Теперь, после реформы Ярославичей, когда штрафы за убийство стали источником государственного дохода, практически выступила презумпция, что всякий может убить, если заплатит, и тот убийца, кого будут в этом «клепать», то есть обвинять. Пока «оклепанный» не выставит послухов и те не «выведут виру» (не снимут с него обвинения), он — убийца.[97] Над вервью же повисала платежная ответственность в любом случае, когда на ее территории обнаруживались человеческие кости, а тем более труп.
Что и это был заурядный случай, видно по тому, что он попал в «Пространную Правду» XII века и с верви снята была обязанность платить «по костех и по мертвеци», «аже имене не ведают, ни знают его»[98] (за найденные на ее территории кости или неведомо чей труп). Понадобилось, как видим, много десятилетий, чтобы прекратить эту жестокую практику княжеских судов, открывавшую легкую возможность вымогательства и шантажа. Оборотной же стороной этого нововведения в жизни общины явилось то, что теперь отпадала необходимость очистки общинной территории от безвестных трупов и костей, и уже во второй половине XII века у Кирика находим правило: «Если где кости мертвых валяются, то великая мзда тому человеку [подразумевается, в той жизни], который погребет их». Другие побуждения очиститься от костей теперь отпали.[99]

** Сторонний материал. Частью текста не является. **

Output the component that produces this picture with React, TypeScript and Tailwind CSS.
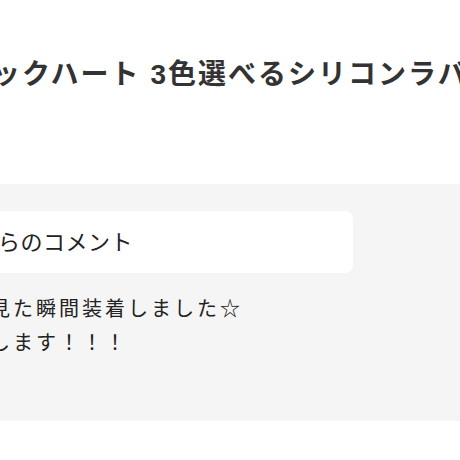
export default function App() {
  return (
    <div className="w-[460px] h-[460px] overflow-hidden bg-white text-[#333] font-['Liberation_Sans','Noto_Sans_CJK_JP',sans-serif]">
      <div className="h-[184px] pt-[55px]">
        <h1 className="ml-[-68px] whitespace-nowrap text-[28px] font-bold leading-[40px] tracking-[2px]">
          ブラックハート 3色選べるシリコンラバーブレスレット
        </h1>
      </div>
      <div className="h-[237px] bg-[#f5f5f5] pt-[27px]">
        <div className="ml-[-112px] flex h-[62px] w-[465px] items-center rounded-lg bg-white pl-5 text-[22px] whitespace-nowrap text-[#222] tracking-[0.5px]">
          お客様からのコメント
        </div>
        <p className="ml-[-79px] mt-[19px] whitespace-nowrap text-[20px] leading-[34px] tracking-[3px] text-[#222]">
          商品を見た瞬間装着しました☆
          <br />
          大切にします！！！
        </p>
      </div>
    </div>
  );
}
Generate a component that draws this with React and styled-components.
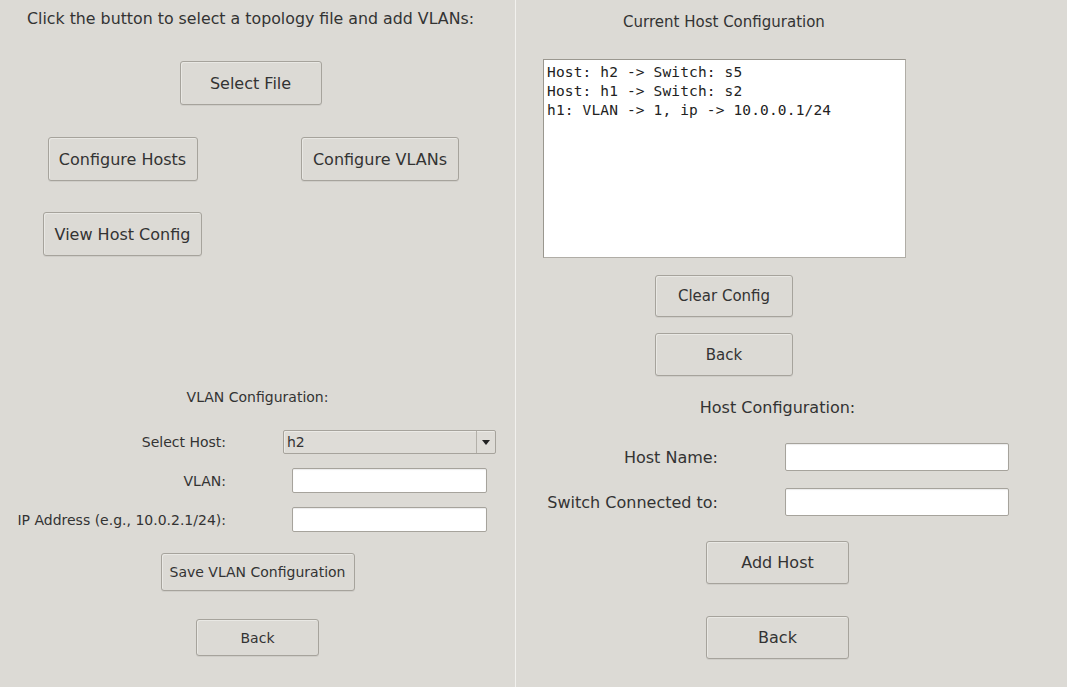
import React from "react";
import styled, { createGlobalStyle } from "styled-components";

const Global = createGlobalStyle`
  html, body { margin: 0; padding: 0; background: #dcdad5; }
  body { font-family: "DejaVu Sans", "Liberation Sans", sans-serif; color: #333; }
  * { box-sizing: border-box; }
`;

const Window = styled.div`
  display: grid;
  grid-template-columns: 515px 1px 1fr;
  width: 1067px;
  height: 687px;
  background: #dcdad5;
  overflow: hidden;
`;

const Divider = styled.div`
  background: #f2f1ee;
`;

const Panel = styled.div`
  display: flex;
  flex-direction: column;
`;

const Title = styled.div`
  font-size: ${(p) => p.$size || 16}px;
  line-height: ${(p) => Math.round(p.$size || 16) + 3}px;
  color: #333;
  white-space: nowrap;
  text-align: center;
`;

const Button = styled.button`
  font-family: "DejaVu Sans", "Liberation Sans", sans-serif;
  font-size: ${(p) => p.$size || 16}px;
  color: #333;
  width: ${(p) => p.$w}px;
  height: ${(p) => p.$h || 44}px;
  padding: 0;
  background: #dcdad5;
  border: 1px solid #a6a39c;
  border-radius: 3px;
  box-shadow: inset 1px 1px 0 #e9e8e4, 0 1px 0 rgba(0, 0, 0, 0.06);
  white-space: nowrap;
  cursor: default;
`;

/* ---------- left top ---------- */
const HeadBlock = styled.div`
  width: 501px;
  display: flex;
  flex-direction: column;
  align-items: center;
  padding-top: 9px;
  gap: 33px;
`;

const ButtonGrid = styled.div`
  display: grid;
  grid-template-columns: 245px 270px;
  justify-items: center;
  row-gap: 31px;
  margin-top: 32px;
`;

/* ---------- left bottom ---------- */
const VlanSection = styled.div`
  display: flex;
  flex-direction: column;
  align-items: center;
  margin-top: 133px;
`;

const VlanForm = styled.div`
  display: grid;
  grid-template-columns: 206px 213px;
  column-gap: 57px;
  row-gap: 14px;
  align-items: center;
  justify-items: end;
  margin-top: 24px;
  margin-left: 1px;
`;

const Label = styled.label`
  font-size: ${(p) => p.$size || 14}px;
  color: #333;
  white-space: nowrap;
  justify-self: end;
`;

const Entry = styled.input`
  width: ${(p) => p.$w}px;
  height: ${(p) => p.$h}px;
  background: #fff;
  border: 1px solid #a6a39c;
  border-radius: 2px;
  box-shadow: inset 0 1px 1px rgba(0, 0, 0, 0.08);
  justify-self: center;
  outline: none;
`;

const Combo = styled.div`
  width: 213px;
  height: 24px;
  display: flex;
  align-items: stretch;
  border: 1px solid #a6a39c;
  border-radius: 2px;
  background: #dedcd7;
  box-shadow: inset 1px 1px 0 #ebeae6;
`;

const ComboText = styled.span`
  flex: 1;
  font-size: 14px;
  line-height: 22px;
  padding-left: 3px;
  color: #333;
`;

const ComboArrow = styled.span`
  width: 19px;
  border-left: 1px solid #b3b0a9;
  display: flex;
  align-items: center;
  justify-content: center;
`;

const Triangle = styled.span`
  width: 0;
  height: 0;
  border-left: 4px solid transparent;
  border-right: 4px solid transparent;
  border-top: 5px solid #222;
`;

const SaveRow = styled.div`
  margin-top: 21px;
`;

const BackRow = styled.div`
  margin-top: ${(p) => p.$gap}px;
`;

/* ---------- right top ---------- */
const ViewerBlock = styled.div`
  width: 416px;
  display: flex;
  flex-direction: column;
  align-items: center;
  padding-top: 13px;
`;

const ConfigBox = styled.pre`
  margin: 28px 0 0 1px;
  width: 363px;
  height: 199px;
  background: #fff;
  border: 1px solid #b0ada6;
  border-top-color: #9a978f;
  border-left-color: #9a978f;
  padding: 3px 3px;
  font-family: "DejaVu Sans Mono", "Liberation Mono", monospace;
  font-size: 14.5px;
  letter-spacing: 0.15px;
  line-height: 19px;
  color: #222;
  overflow: hidden;
`;

const ViewerButtons = styled.div`
  display: flex;
  flex-direction: column;
  align-items: center;
  gap: 16px;
  margin-top: 17px;
`;

/* ---------- right bottom ---------- */
const HostSection = styled.div`
  display: flex;
  flex-direction: column;
  align-items: center;
  padding-right: 28px;
  margin-top: 22px;
`;

const HostForm = styled.div`
  display: grid;
  grid-template-columns: 172px 224px;
  column-gap: 67px;
  row-gap: 17px;
  align-items: center;
  margin-top: 26px;
`;

const AddRow = styled.div`
  margin-top: 25px;
`;

export default function App() {
  return (
    <>
      <Global />
      <Window>
        <Panel>
          <HeadBlock>
            <Title $size={15.8}>Click the button to select a topology file and add VLANs:</Title>
            <Button $w={142}>Select File</Button>
          </HeadBlock>
          <ButtonGrid>
            <Button $w={150}>Configure Hosts</Button>
            <Button $w={158}>Configure VLANs</Button>
            <Button $w={159}>View Host Config</Button>
          </ButtonGrid>

          <VlanSection>
            <Title $size={14}>VLAN Configuration:</Title>
            <VlanForm>
              <Label>Select Host:</Label>
              <Combo>
                <ComboText>h2</ComboText>
                <ComboArrow>
                  <Triangle />
                </ComboArrow>
              </Combo>
              <Label>VLAN:</Label>
              <Entry $w={195} $h={25} />
              <Label>IP Address (e.g., 10.0.2.1/24):</Label>
              <Entry $w={195} $h={25} />
            </VlanForm>
            <SaveRow>
              <Button $w={194} $h={38} $size={14}>Save VLAN Configuration</Button>
            </SaveRow>
            <BackRow $gap={28}>
              <Button $w={123} $h={37} $size={14}>Back</Button>
            </BackRow>
          </VlanSection>
        </Panel>

        <Divider />

        <Panel>
          <ViewerBlock>
            <Title $size={15}>Current Host Configuration</Title>
            <ConfigBox>{`Host: h2 -> Switch: s5
Host: h1 -> Switch: s2
h1: VLAN -> 1, ip -> 10.0.0.1/24`}</ConfigBox>
            <ViewerButtons>
              <Button $w={138} $h={42} $size={15}>Clear Config</Button>
              <Button $w={138} $h={43} $size={15}>Back</Button>
            </ViewerButtons>
          </ViewerBlock>

          <HostSection>
            <Title>Host Configuration:</Title>
            <HostForm>
              <Label $size={16}>Host Name:</Label>
              <Entry $w={224} $h={28} />
              <Label $size={16}>Switch Connected to:</Label>
              <Entry $w={224} $h={28} />
            </HostForm>
            <AddRow>
              <Button $w={143} $h={43}>Add Host</Button>
            </AddRow>
            <BackRow $gap={32}>
              <Button $w={143} $h={43}>Back</Button>
            </BackRow>
          </HostSection>
        </Panel>
      </Window>
    </>
  );
}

Недаром в договоре с греками упомянута клятва, что у продаваемого нет никого, кто мог бы ему помочь. Если бы «продажа» поражала только непосредственного виновника правонарушения, она не вошла бы в литературу того времени со значением всеобщего и незаслуженного бедствия.
Вот, например, классическая картина бытования «продажи» в условиях деревенской жизни, данная в «Пространной Правде» XII века. Если кто украдет бобра, то 12 гривен «продажи»; если при этом будет разрыта земля, или будет налицо другой знак, что кто-то его ловил, или будет налицо сеть, то вора искать общине посредством гонения следа, или община же платит «продажу».[100] То же, если и борть будет сломлена или пчелы выдраны, за что положено 3 гривны «продажи» и особое возмещение потерпевшему. Если при этом не будет налицо татя, то «по следу женут» (гонят); если же следа не будет замечено ни к селу, ни к торговому каравану на дороге, а сами общинники не отведут от себя следа, или не поедут на след, или «отобьются», то им надлежит платить и «татьбу» (возмещение потерпевшему), и «продажу»; если же след будет обнаружен общинниками, но они потеряют его на большой караванной дороге, не доходя «села», или на пустыре, где не будет ни села, ни людей (то есть исчерпают все свои возможности), то они не платят ни продажи, ни татьбы.[101]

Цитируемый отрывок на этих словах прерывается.